Americans have long poked fun at their mellow neighbors to the north, but now politically progressive Canada has good reason to thumb its nose right back at the United States.

The province of British Columbia has made concrete headway in the quest for a green-energy incentive tax, an endeavor that the U.S. government has debated but so far has failed to approve.

British Columbia will introduce a carbon tax on all fossil fuels, including gasoline and coal, in an effort to reduce greenhouse-gas emissions by one-third by 2020, the government’s finance bureau announced Wednesday (see Clean Break post).

The agency said the tax is expected to generate more than $1.8 billion in revenue during the next three years, much of which will be returned to low-income British Columbians, as well as most individuals and businesses, via lower tax rates.

"The principle is simple," B.C. Finance Minister Carole Taylor said in a written statement. "Tax carbon-emitting fuels to discourage their use and give money back to people, back to businesses, so they have control."
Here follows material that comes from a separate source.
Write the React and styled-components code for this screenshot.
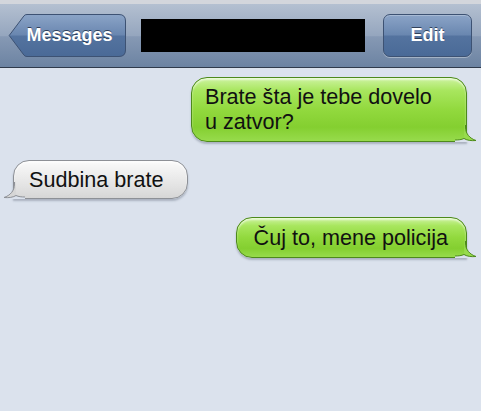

"They can make their own choices about how the tax affects them," she said. "At the same time, by making greener choices more commercially viable, it will stimulate innovation and open up new economic opportunities across British Columbia."

The B.C. government also will hand out $100 checks to all denizens to encourage them to adopt green living principles.

Meanwhile, U.S. renewable-energy companies are contemplating the expiration of federal tax incentives at the end of this year (see Solar Sharpens Weapons for Incentive Battle).

The House of Representatives has introduced another bill attempting to roll back incentives for fossil fuels in favor of eight years of tax credits for clean energy, but it's unclear if anything has changed since the Senate failed to end a filibuster on a similar idea in December.

Clean-energy advocates were disappointed when a portion of the energy bill, which passed at the close of 2007, was scratched; it would have included $21.5 billion in renewable tax credits over the next decade, partially paid for by a repeal of $13 billion in tax subsidies for oil and gas producers (see Senate Rejects Green Incentives to Pass Energy Bill).

And in early February, the Senate fell one vote short of the 60 votes necessary to extend renewable tax incentives for clean-energy technologies for one year (see Renewable Tax Incentive Still At Risk).

But individual states, as well as countries outside the United States, are pushing for policies to promote the use of clean energy.

For example, the California Public Utilities Commission last week announced a "feed-in tariff," similar to the well-known tariff in Germany, that would support the development of up to 480 megawatts of renewable generating capacity from small generators throughout the state.

The Golden State already had a feed-in tariff for large renewable projects, but the new decision also will provide a 10-, 15- or 20-year fixed price for small renewable-energy generators -- of up to 1.5 megawatts in size -- to sell electricity to utilities (see press release).

And on Thursday, the United Kingdom announced £400 million, or more than $593 million, in federal funding for clean-energy technologies over the next three years.

The Carbon Trust, a government-funded company that develops technologies such as offshore wind and marine energy, will get £47.4 million in funding, or about $93 million, and the government will also contribute £10 million, or about $19.6 million, toward the development of anaerobic-digestion technology to turn waste into renewable energy.